Многочисленные мемуаристы оставили рассказы об этих совещаниях. Поскольку стиль поведения Сталина на совещаниях принципиально не менялся с годами, то описания 30-х гг. мало отличаются от рассказов о подобных заседаниях 40-х и начала 50-х гг. По этим описаниям можно представить детали обстановки, в которой происходили совещания, и подробности хода дискуссии. Происходившее в сталинском кабинете действо развертывалось не спеша и почти в полной тишине. По словам А. А. Громыко, Сталин «в редких случаях повышал голос. Он вообще говорил тихо, ровно, как бы приглушенно. Впрочем, там, где он беседовал или выступал, всегда стояла абсолютная тишина, сколько бы людей ни присутствовало. Это помогало ему быть самим собой».

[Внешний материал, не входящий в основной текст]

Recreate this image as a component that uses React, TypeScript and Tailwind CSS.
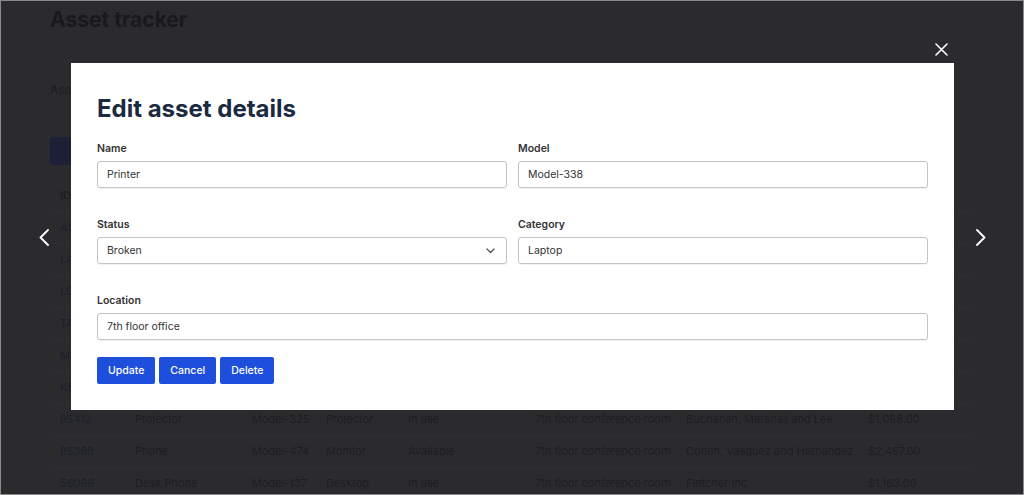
import React from 'react';

const rows = [
  ['ID', 'Name', 'Model', 'Category', 'Status', 'Location', 'Vendor', 'Price'],
  ['AS1042', 'Laptop', 'Model-118', 'Laptop', 'In use', '3rd floor office', 'Walker Group', '$1,299.00'],
  ['LA2291', 'Monitor', 'Model-204', 'Monitor', 'Available', '5th floor office', 'Reed LLC', '$349.00'],
  ['LO3310', 'Keyboard', 'Model-077', 'Accessory', 'In use', '2nd floor office', 'Hart and Sons', '$89.00'],
  ['TA4107', 'Tablet', 'Model-512', 'Tablet', 'Broken', 'Storage room', 'Nguyen PLC', '$649.00'],
  ['MO5523', 'Mouse', 'Model-031', 'Accessory', 'Available', 'Reception', 'Price Inc', '$39.00'],
  ['KE6618', 'Printer', 'Model-338', 'Laptop', 'Broken', '7th floor office', 'Lopez Ltd', '$980.00'],
  ['95412', 'Projector', 'Model-325', 'Projector', 'In use', '7th floor conference room', 'Buchanan, Marshall and Lee', '$1,068.00'],
  ['85388', 'Phone', 'Model-474', 'Monitor', 'Available', '7th floor conference room', 'Cohen, Vasquez and Hernandez', '$2,467.00'],
  ['56066', 'Desk Phone', 'Model-137', 'Desktop', 'In use', '7th floor conference room', 'Fletcher Inc', '$1,163.00'],
];

const cols = ['w-[75px]', 'w-[117px]', 'w-[74px]', 'w-[82px]', 'w-[127px]', 'w-[151px]', 'w-[182px]', 'flex-1'];

function Field({ label, value, select }: { label: string; value: string; select?: boolean }) {
  return (
    <div className="flex flex-col">
      <label className="text-[10.5px] leading-4 font-semibold text-[#333] mt-px mb-[4px]">{label}</label>
      <div className="h-[27px] rounded-[3px] border border-[#c4c4c4] shadow-[0_1px_1px_rgba(0,0,0,0.06)] flex items-center justify-between px-[9px] text-[10.5px] text-[#333]">
        <span>{value}</span>
        {select && (
          <svg width="9" height="6" viewBox="0 0 9 6" fill="none" stroke="#555" strokeWidth="1.3" strokeLinecap="round" strokeLinejoin="round" className="mr-[2px]">
            <path d="M1 1l3.5 3.5L8 1" />
          </svg>
        )}
      </div>
    </div>
  );
}

export default function App() {
  return (
    <div className="relative w-[1024px] h-[495px] overflow-hidden bg-[#2b2b2d] font-['Inter',sans-serif]">
      {/* page underneath, seen through the dim backdrop */}
      <div className="px-[50px] text-[#1d1d1f]">
        <h1 className="text-[21px] font-bold leading-[40px] text-[#19191b]">Asset tracker</h1>
        <p className="mt-[42px] text-[12px] leading-[16px]">Assets currently registered across all offices.</p>
        <div className="mt-[39px] h-[28px] w-[120px] rounded-[3px] bg-[#1c2036]" />
        <div className="mt-[15px]">
          {rows.map((r, i) => (
            <div key={i} className="flex h-[32px] items-center border-b border-[#2f2f31] text-[11px]">
              {r.map((c, j) => (
                <div key={j} className={`${cols[j]} pl-[10px] whitespace-nowrap overflow-hidden ${i === 0 ? 'font-semibold' : ''} ${j === 0 && i > 0 ? 'text-[#1b1e2e]' : ''}`}>
                  {c}
                </div>
              ))}
            </div>
          ))}
        </div>
      </div>

      <button className="absolute left-[935px] top-[43px] text-white">
        <svg width="13" height="13" viewBox="0 0 13 13" fill="none" stroke="currentColor" strokeWidth="1.6" strokeLinecap="round">
          <path d="M1 1l11 11M12 1L1 12" />
        </svg>
      </button>
      <button className="absolute left-[39px] top-[229px] text-white">
        <svg width="10" height="17" viewBox="0 0 10 17" fill="none" stroke="currentColor" strokeWidth="1.8" strokeLinecap="round" strokeLinejoin="round">
          <path d="M9 1L1.5 8.5 9 16" />
        </svg>
      </button>
      <button className="absolute left-[976px] top-[229px] text-white">
        <svg width="10" height="17" viewBox="0 0 10 17" fill="none" stroke="currentColor" strokeWidth="1.8" strokeLinecap="round" strokeLinejoin="round">
          <path d="M1 1l7.5 7.5L1 16" />
        </svg>
      </button>

      {/* modal */}
      <div className="absolute left-[71px] top-[63px] w-[883px] bg-white px-[26px] pt-[28px] pb-[26px]">
        <h2 className="text-[24px] leading-[35px] font-bold text-[#1b2a41]">Edit asset details</h2>
        <div className="mt-[14px] grid grid-cols-2 gap-x-[11px] gap-y-[28px]">
          <Field label="Name" value="Printer" />
          <Field label="Model" value="Model-338" />
          <Field label="Status" value="Broken" select />
          <Field label="Category" value="Laptop" />
          <div className="col-span-2">
            <Field label="Location" value="7th floor office" />
          </div>
        </div>
        <div className="mt-[17px] flex gap-[4px]">
          {['Update', 'Cancel', 'Delete'].map((b) => (
            <button key={b} className="h-[27px] px-[11px] rounded-[2px] bg-[#1e4fdc] text-white text-[10.5px] font-medium">
              {b}
            </button>
          ))}
        </div>
      </div>

      {/* screenshot frame */}
      <div className="absolute inset-0 border border-[#8a8a8a] pointer-events-none" />
    </div>
  );
}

О том, что Сталин умел создать нужную атмосферу для вдумчивой и серьезной дискуссии, свидетельствовал и Г. К. Жуков: «Невысокого роста и непримечательный с виду, И. В. Сталин производил сильное впечатление. Лишенный позерства, он подкупал собеседника простотой общения. Свободная манера разговора, способность четко формулировать мысль, природный аналитический ум, большая эрудиция и редкая память даже очень искушенных и значительных людей заставляли во время беседы с И. В. Сталиным внутренне собраться и быть начеку».